Rows from a dataset of pages and code:
START

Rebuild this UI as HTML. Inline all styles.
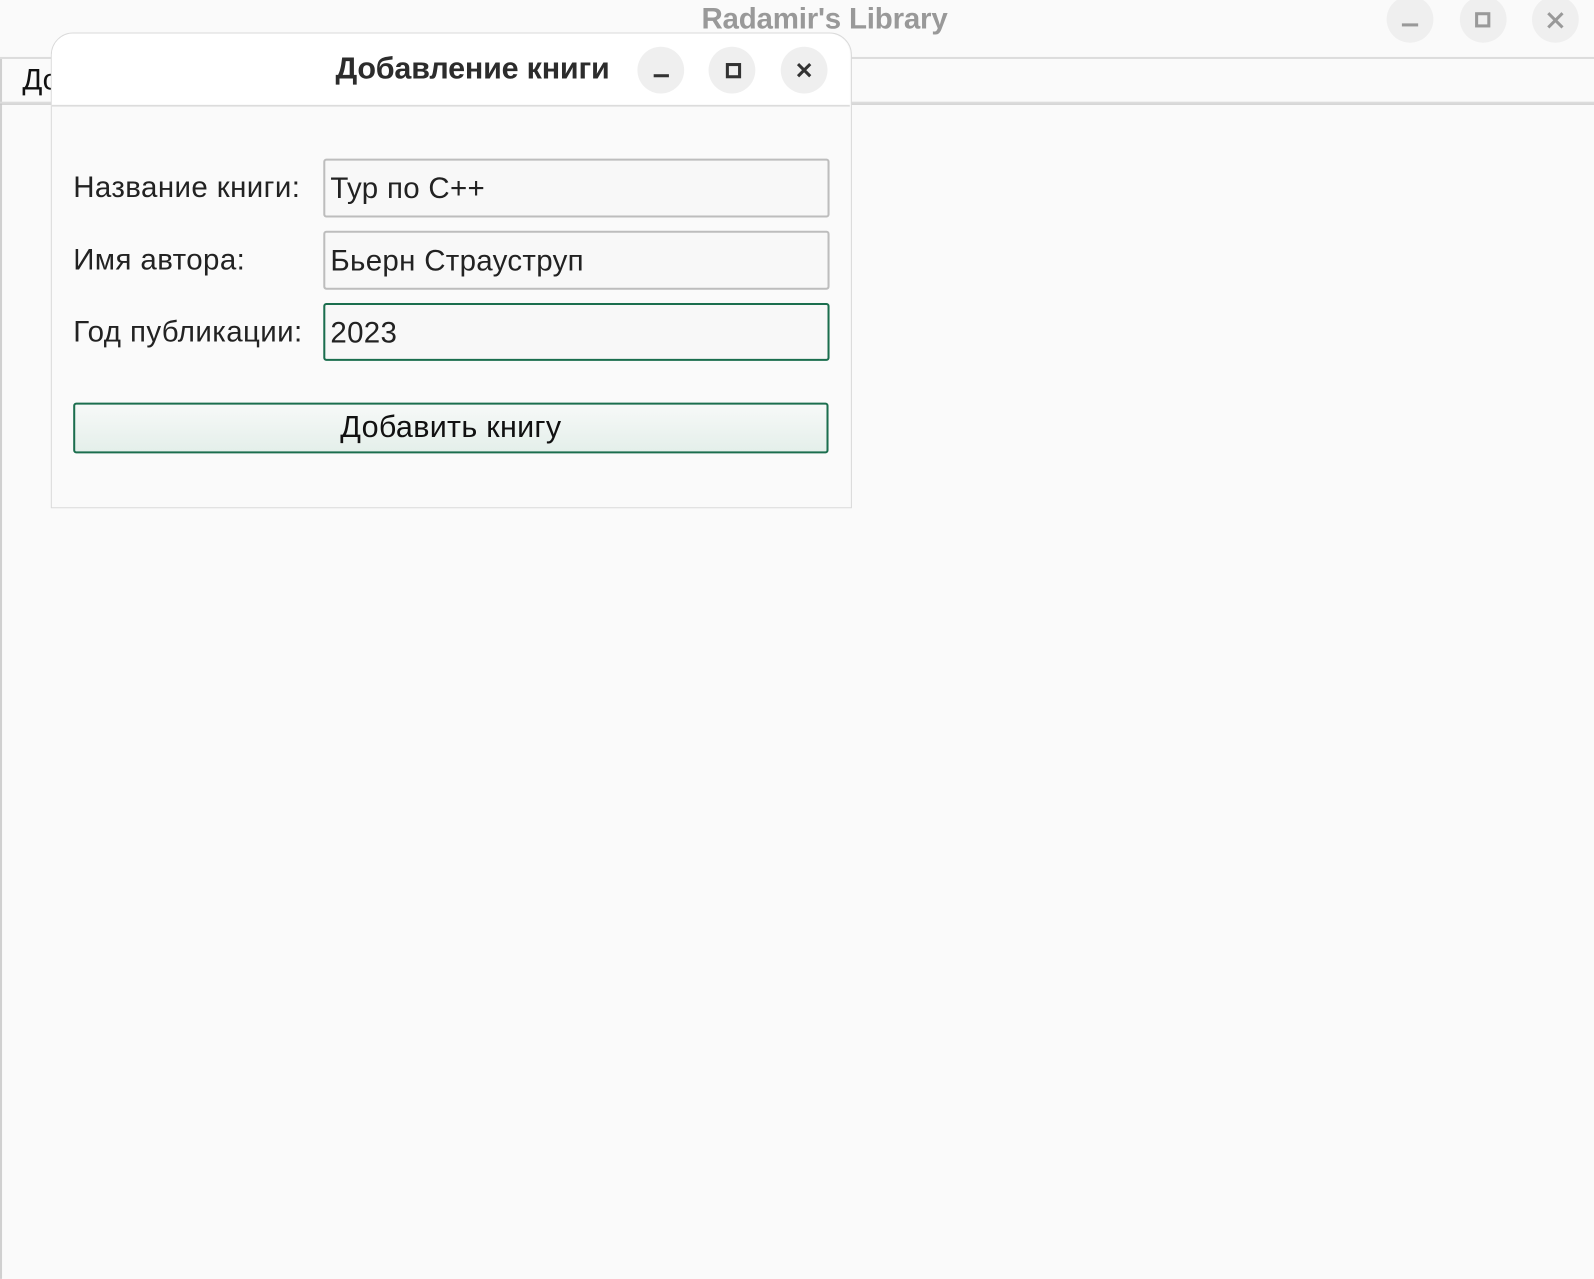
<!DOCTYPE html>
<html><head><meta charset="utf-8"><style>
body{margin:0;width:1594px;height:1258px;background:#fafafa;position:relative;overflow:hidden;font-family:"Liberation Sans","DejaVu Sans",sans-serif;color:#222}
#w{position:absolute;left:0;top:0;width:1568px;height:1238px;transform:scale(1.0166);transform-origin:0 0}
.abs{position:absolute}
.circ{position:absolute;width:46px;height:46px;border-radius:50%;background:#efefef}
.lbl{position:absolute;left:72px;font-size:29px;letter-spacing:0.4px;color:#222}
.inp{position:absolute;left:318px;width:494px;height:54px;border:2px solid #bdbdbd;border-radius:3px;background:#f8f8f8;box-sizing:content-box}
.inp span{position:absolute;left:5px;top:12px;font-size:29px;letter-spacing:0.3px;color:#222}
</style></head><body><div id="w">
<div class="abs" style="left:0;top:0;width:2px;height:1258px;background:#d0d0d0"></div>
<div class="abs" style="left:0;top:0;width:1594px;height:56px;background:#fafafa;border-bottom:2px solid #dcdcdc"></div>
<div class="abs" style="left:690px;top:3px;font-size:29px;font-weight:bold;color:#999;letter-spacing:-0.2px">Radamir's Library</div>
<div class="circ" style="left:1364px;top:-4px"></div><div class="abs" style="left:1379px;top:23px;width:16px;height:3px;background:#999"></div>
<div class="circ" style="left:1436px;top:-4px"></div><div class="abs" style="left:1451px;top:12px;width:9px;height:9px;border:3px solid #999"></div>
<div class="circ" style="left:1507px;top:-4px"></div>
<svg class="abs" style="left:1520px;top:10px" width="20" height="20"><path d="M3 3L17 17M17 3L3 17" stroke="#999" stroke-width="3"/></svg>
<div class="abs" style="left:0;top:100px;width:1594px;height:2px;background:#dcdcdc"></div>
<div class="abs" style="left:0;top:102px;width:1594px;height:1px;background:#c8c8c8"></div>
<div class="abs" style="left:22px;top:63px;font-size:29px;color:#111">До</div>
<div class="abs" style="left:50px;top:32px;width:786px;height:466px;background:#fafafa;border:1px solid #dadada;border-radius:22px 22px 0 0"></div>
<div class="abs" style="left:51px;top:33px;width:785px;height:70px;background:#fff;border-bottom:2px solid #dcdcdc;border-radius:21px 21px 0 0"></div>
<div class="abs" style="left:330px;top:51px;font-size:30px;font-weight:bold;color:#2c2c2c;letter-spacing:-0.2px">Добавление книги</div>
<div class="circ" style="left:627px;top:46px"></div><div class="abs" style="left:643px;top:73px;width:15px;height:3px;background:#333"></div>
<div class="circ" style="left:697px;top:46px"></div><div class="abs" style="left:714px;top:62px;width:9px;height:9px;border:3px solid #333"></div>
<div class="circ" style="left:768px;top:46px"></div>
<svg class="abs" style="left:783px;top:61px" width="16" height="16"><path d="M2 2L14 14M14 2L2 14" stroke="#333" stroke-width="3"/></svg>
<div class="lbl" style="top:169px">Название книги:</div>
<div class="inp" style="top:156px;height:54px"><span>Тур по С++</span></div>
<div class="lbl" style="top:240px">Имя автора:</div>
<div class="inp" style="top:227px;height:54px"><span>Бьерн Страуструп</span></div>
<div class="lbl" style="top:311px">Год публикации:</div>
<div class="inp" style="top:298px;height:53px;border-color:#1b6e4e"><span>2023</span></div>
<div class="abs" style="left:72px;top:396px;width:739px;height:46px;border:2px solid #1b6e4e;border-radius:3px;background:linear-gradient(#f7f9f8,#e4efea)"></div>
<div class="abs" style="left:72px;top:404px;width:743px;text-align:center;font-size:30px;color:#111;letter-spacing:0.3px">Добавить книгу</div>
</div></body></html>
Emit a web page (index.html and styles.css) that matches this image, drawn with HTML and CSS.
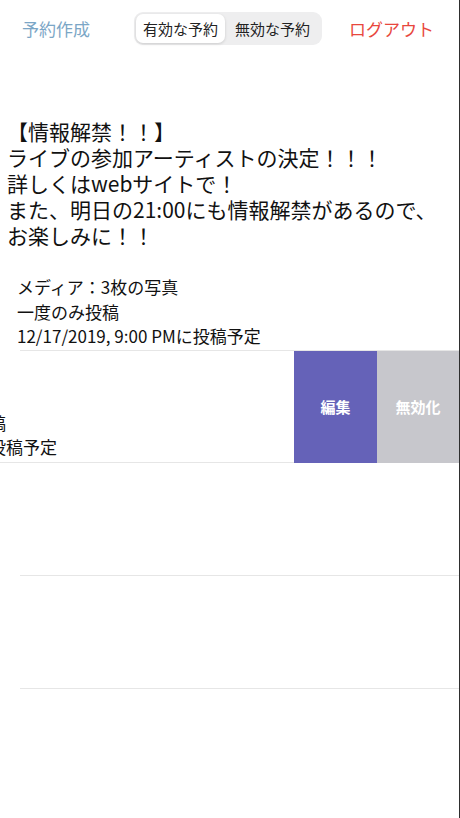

END

(Problem requirements)
Write out the whole listing exactly, and drop the pictures.

(Finished answer)
Rebuild this UI as HTML. Inline all styles.
<!DOCTYPE html>
<html><head><meta charset="utf-8"><style>
body{margin:0;width:1594px;height:1258px;background:#fafafa;position:relative;overflow:hidden;font-family:"Liberation Sans","DejaVu Sans",sans-serif;color:#222}
#w{position:absolute;left:0;top:0;width:1568px;height:1238px;transform:scale(1.0166);transform-origin:0 0}
.abs{position:absolute}
.circ{position:absolute;width:46px;height:46px;border-radius:50%;background:#efefef}
.lbl{position:absolute;left:72px;font-size:29px;letter-spacing:0.4px;color:#222}
.inp{position:absolute;left:318px;width:494px;height:54px;border:2px solid #bdbdbd;border-radius:3px;background:#f8f8f8;box-sizing:content-box}
.inp span{position:absolute;left:5px;top:12px;font-size:29px;letter-spacing:0.3px;color:#222}
</style></head><body><div id="w">
<div class="abs" style="left:0;top:0;width:2px;height:1258px;background:#d0d0d0"></div>
<div class="abs" style="left:0;top:0;width:1594px;height:56px;background:#fafafa;border-bottom:2px solid #dcdcdc"></div>
<div class="abs" style="left:690px;top:3px;font-size:29px;font-weight:bold;color:#999;letter-spacing:-0.2px">Radamir's Library</div>
<div class="circ" style="left:1364px;top:-4px"></div><div class="abs" style="left:1379px;top:23px;width:16px;height:3px;background:#999"></div>
<div class="circ" style="left:1436px;top:-4px"></div><div class="abs" style="left:1451px;top:12px;width:9px;height:9px;border:3px solid #999"></div>
<div class="circ" style="left:1507px;top:-4px"></div>
<svg class="abs" style="left:1520px;top:10px" width="20" height="20"><path d="M3 3L17 17M17 3L3 17" stroke="#999" stroke-width="3"/></svg>
<div class="abs" style="left:0;top:100px;width:1594px;height:2px;background:#dcdcdc"></div>
<div class="abs" style="left:0;top:102px;width:1594px;height:1px;background:#c8c8c8"></div>
<div class="abs" style="left:22px;top:63px;font-size:29px;color:#111">До</div>
<div class="abs" style="left:50px;top:32px;width:786px;height:466px;background:#fafafa;border:1px solid #dadada;border-radius:22px 22px 0 0"></div>
<div class="abs" style="left:51px;top:33px;width:785px;height:70px;background:#fff;border-bottom:2px solid #dcdcdc;border-radius:21px 21px 0 0"></div>
<div class="abs" style="left:330px;top:51px;font-size:30px;font-weight:bold;color:#2c2c2c;letter-spacing:-0.2px">Добавление книги</div>
<div class="circ" style="left:627px;top:46px"></div><div class="abs" style="left:643px;top:73px;width:15px;height:3px;background:#333"></div>
<div class="circ" style="left:697px;top:46px"></div><div class="abs" style="left:714px;top:62px;width:9px;height:9px;border:3px solid #333"></div>
<div class="circ" style="left:768px;top:46px"></div>
<svg class="abs" style="left:783px;top:61px" width="16" height="16"><path d="M2 2L14 14M14 2L2 14" stroke="#333" stroke-width="3"/></svg>
<div class="lbl" style="top:169px">Название книги:</div>
<div class="inp" style="top:156px;height:54px"><span>Тур по С++</span></div>
<div class="lbl" style="top:240px">Имя автора:</div>
<div class="inp" style="top:227px;height:54px"><span>Бьерн Страуструп</span></div>
<div class="lbl" style="top:311px">Год публикации:</div>
<div class="inp" style="top:298px;height:53px;border-color:#1b6e4e"><span>2023</span></div>
<div class="abs" style="left:72px;top:396px;width:739px;height:46px;border:2px solid #1b6e4e;border-radius:3px;background:linear-gradient(#f7f9f8,#e4efea)"></div>
<div class="abs" style="left:72px;top:404px;width:743px;text-align:center;font-size:30px;color:#111;letter-spacing:0.3px">Добавить книгу</div>
</div></body></html>
Emit a web page (index.html and styles.css) that matches this image, drawn with HTML and CSS.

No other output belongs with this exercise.